**What you are asked to do:** Exclude the pictures and reproduce the remaining data exactly as written.

**Data excerpt:**
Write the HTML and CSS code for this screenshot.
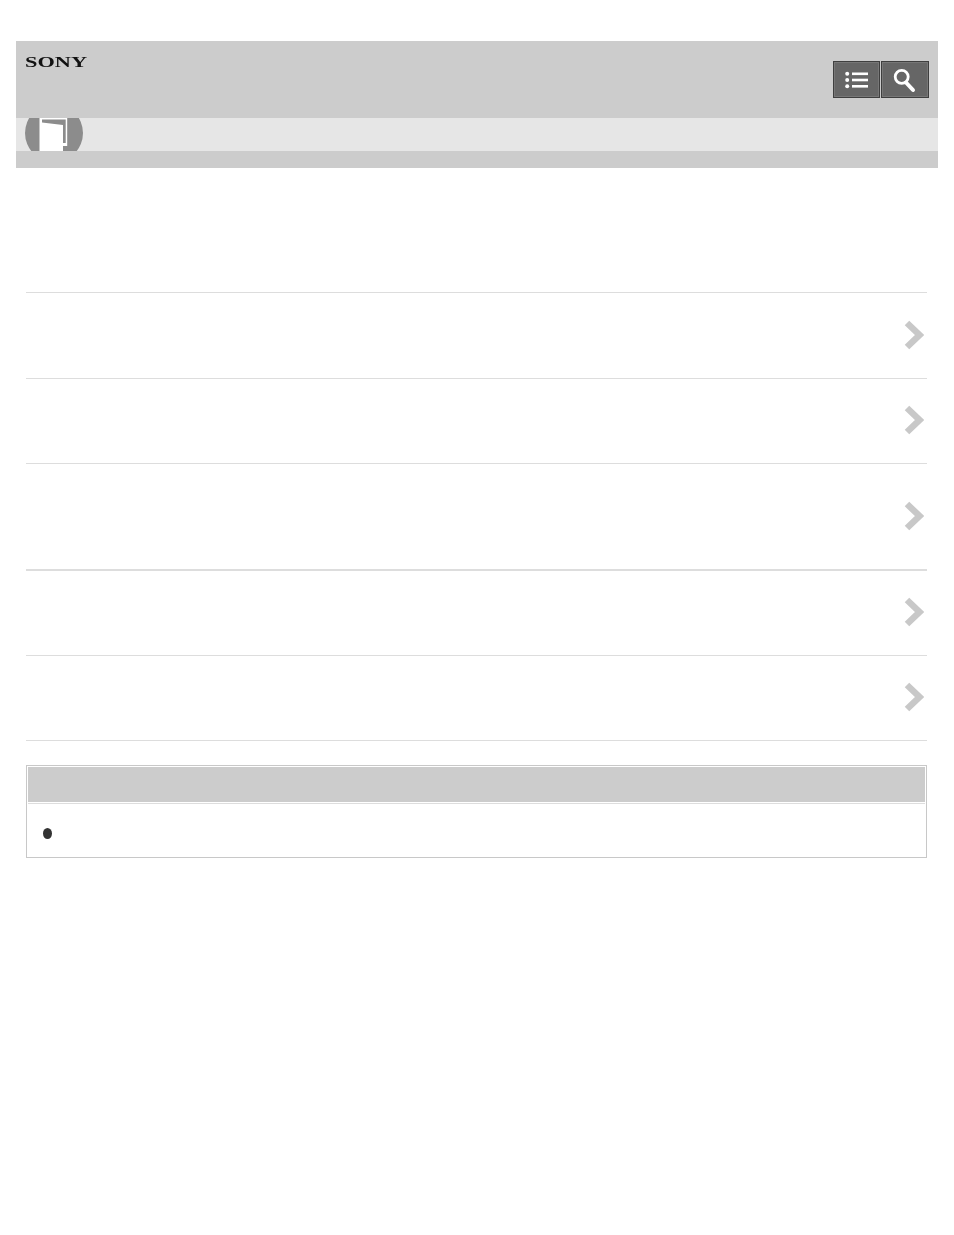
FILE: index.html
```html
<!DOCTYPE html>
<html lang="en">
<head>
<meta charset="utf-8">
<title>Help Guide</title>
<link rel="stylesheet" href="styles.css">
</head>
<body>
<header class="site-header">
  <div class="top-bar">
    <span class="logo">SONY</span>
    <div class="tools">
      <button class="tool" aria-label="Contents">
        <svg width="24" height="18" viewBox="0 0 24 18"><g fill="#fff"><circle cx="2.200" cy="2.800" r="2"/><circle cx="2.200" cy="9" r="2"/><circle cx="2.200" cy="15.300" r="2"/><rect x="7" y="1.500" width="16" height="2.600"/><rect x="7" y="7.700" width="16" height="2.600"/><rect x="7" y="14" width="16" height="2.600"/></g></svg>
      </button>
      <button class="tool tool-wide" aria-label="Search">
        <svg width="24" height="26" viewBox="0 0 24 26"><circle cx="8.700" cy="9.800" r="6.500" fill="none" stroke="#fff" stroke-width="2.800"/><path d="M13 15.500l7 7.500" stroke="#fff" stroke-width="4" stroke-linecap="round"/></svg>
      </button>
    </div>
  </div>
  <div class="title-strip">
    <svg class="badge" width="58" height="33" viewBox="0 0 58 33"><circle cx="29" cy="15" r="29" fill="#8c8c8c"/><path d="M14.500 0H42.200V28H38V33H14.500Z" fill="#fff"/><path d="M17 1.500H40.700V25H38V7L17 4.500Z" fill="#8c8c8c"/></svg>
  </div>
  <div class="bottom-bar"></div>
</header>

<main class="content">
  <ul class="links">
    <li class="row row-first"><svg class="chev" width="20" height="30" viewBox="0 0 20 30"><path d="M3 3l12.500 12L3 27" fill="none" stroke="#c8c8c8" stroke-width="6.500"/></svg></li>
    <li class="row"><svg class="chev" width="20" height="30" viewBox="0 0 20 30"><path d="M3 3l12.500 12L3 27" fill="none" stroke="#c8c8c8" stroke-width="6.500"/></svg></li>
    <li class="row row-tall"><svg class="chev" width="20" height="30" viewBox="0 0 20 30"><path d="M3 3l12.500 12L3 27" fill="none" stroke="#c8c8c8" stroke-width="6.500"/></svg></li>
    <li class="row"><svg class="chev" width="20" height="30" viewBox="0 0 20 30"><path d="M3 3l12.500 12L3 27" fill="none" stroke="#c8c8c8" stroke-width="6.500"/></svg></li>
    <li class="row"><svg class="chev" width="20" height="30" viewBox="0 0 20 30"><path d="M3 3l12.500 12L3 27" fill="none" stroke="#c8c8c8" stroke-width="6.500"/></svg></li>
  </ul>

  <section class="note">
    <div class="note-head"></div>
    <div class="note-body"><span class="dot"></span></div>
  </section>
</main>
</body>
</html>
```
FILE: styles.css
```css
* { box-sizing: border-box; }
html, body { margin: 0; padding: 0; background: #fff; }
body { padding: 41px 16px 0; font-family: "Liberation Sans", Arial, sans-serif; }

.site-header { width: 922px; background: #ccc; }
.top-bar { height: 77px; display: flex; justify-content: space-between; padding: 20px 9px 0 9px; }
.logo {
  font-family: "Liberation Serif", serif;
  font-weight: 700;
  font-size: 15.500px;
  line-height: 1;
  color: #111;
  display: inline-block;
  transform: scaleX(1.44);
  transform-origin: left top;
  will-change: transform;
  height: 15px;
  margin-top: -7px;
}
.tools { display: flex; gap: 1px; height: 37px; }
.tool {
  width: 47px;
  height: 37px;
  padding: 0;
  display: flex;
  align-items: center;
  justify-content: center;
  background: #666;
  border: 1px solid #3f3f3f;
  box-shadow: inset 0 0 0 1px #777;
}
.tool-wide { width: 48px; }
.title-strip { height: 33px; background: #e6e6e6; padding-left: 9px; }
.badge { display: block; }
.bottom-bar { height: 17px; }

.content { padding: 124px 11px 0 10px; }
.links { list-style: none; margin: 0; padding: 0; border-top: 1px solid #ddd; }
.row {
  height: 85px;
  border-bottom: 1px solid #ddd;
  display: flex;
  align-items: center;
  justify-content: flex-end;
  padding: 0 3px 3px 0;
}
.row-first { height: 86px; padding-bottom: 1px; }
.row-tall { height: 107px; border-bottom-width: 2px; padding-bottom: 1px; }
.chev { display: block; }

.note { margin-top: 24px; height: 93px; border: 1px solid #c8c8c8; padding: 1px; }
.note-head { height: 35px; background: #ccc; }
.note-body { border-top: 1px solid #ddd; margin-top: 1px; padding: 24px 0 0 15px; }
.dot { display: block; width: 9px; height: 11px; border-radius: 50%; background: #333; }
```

**Written solution:**
Write the HTML and CSS code for this screenshot.
FILE: index.html
```html
<!DOCTYPE html>
<html lang="en">
<head>
<meta charset="utf-8">
<title>Help Guide</title>
<link rel="stylesheet" href="styles.css">
</head>
<body>
<header class="site-header">
  <div class="top-bar">
    <span class="logo">SONY</span>
    <div class="tools">
      <button class="tool" aria-label="Contents">
        <svg width="24" height="18" viewBox="0 0 24 18"><g fill="#fff"><circle cx="2.200" cy="2.800" r="2"/><circle cx="2.200" cy="9" r="2"/><circle cx="2.200" cy="15.300" r="2"/><rect x="7" y="1.500" width="16" height="2.600"/><rect x="7" y="7.700" width="16" height="2.600"/><rect x="7" y="14" width="16" height="2.600"/></g></svg>
      </button>
      <button class="tool tool-wide" aria-label="Search">
        <svg width="24" height="26" viewBox="0 0 24 26"><circle cx="8.700" cy="9.800" r="6.500" fill="none" stroke="#fff" stroke-width="2.800"/><path d="M13 15.500l7 7.500" stroke="#fff" stroke-width="4" stroke-linecap="round"/></svg>
      </button>
    </div>
  </div>
  <div class="title-strip">
    <svg class="badge" width="58" height="33" viewBox="0 0 58 33"><circle cx="29" cy="15" r="29" fill="#8c8c8c"/><path d="M14.500 0H42.200V28H38V33H14.500Z" fill="#fff"/><path d="M17 1.500H40.700V25H38V7L17 4.500Z" fill="#8c8c8c"/></svg>
  </div>
  <div class="bottom-bar"></div>
</header>

<main class="content">
  <ul class="links">
    <li class="row row-first"><svg class="chev" width="20" height="30" viewBox="0 0 20 30"><path d="M3 3l12.500 12L3 27" fill="none" stroke="#c8c8c8" stroke-width="6.500"/></svg></li>
    <li class="row"><svg class="chev" width="20" height="30" viewBox="0 0 20 30"><path d="M3 3l12.500 12L3 27" fill="none" stroke="#c8c8c8" stroke-width="6.500"/></svg></li>
    <li class="row row-tall"><svg class="chev" width="20" height="30" viewBox="0 0 20 30"><path d="M3 3l12.500 12L3 27" fill="none" stroke="#c8c8c8" stroke-width="6.500"/></svg></li>
    <li class="row"><svg class="chev" width="20" height="30" viewBox="0 0 20 30"><path d="M3 3l12.500 12L3 27" fill="none" stroke="#c8c8c8" stroke-width="6.500"/></svg></li>
    <li class="row"><svg class="chev" width="20" height="30" viewBox="0 0 20 30"><path d="M3 3l12.500 12L3 27" fill="none" stroke="#c8c8c8" stroke-width="6.500"/></svg></li>
  </ul>

  <section class="note">
    <div class="note-head"></div>
    <div class="note-body"><span class="dot"></span></div>
  </section>
</main>
</body>
</html>
```
FILE: styles.css
```css
* { box-sizing: border-box; }
html, body { margin: 0; padding: 0; background: #fff; }
body { padding: 41px 16px 0; font-family: "Liberation Sans", Arial, sans-serif; }

.site-header { width: 922px; background: #ccc; }
.top-bar { height: 77px; display: flex; justify-content: space-between; padding: 20px 9px 0 9px; }
.logo {
  font-family: "Liberation Serif", serif;
  font-weight: 700;
  font-size: 15.500px;
  line-height: 1;
  color: #111;
  display: inline-block;
  transform: scaleX(1.44);
  transform-origin: left top;
  will-change: transform;
  height: 15px;
  margin-top: -7px;
}
.tools { display: flex; gap: 1px; height: 37px; }
.tool {
  width: 47px;
  height: 37px;
  padding: 0;
  display: flex;
  align-items: center;
  justify-content: center;
  background: #666;
  border: 1px solid #3f3f3f;
  box-shadow: inset 0 0 0 1px #777;
}
.tool-wide { width: 48px; }
.title-strip { height: 33px; background: #e6e6e6; padding-left: 9px; }
.badge { display: block; }
.bottom-bar { height: 17px; }

.content { padding: 124px 11px 0 10px; }
.links { list-style: none; margin: 0; padding: 0; border-top: 1px solid #ddd; }
.row {
  height: 85px;
  border-bottom: 1px solid #ddd;
  display: flex;
  align-items: center;
  justify-content: flex-end;
  padding: 0 3px 3px 0;
}
.row-first { height: 86px; padding-bottom: 1px; }
.row-tall { height: 107px; border-bottom-width: 2px; padding-bottom: 1px; }
.chev { display: block; }

.note { margin-top: 24px; height: 93px; border: 1px solid #c8c8c8; padding: 1px; }
.note-head { height: 35px; background: #ccc; }
.note-body { border-top: 1px solid #ddd; margin-top: 1px; padding: 24px 0 0 15px; }
.dot { display: block; width: 9px; height: 11px; border-radius: 50%; background: #333; }
```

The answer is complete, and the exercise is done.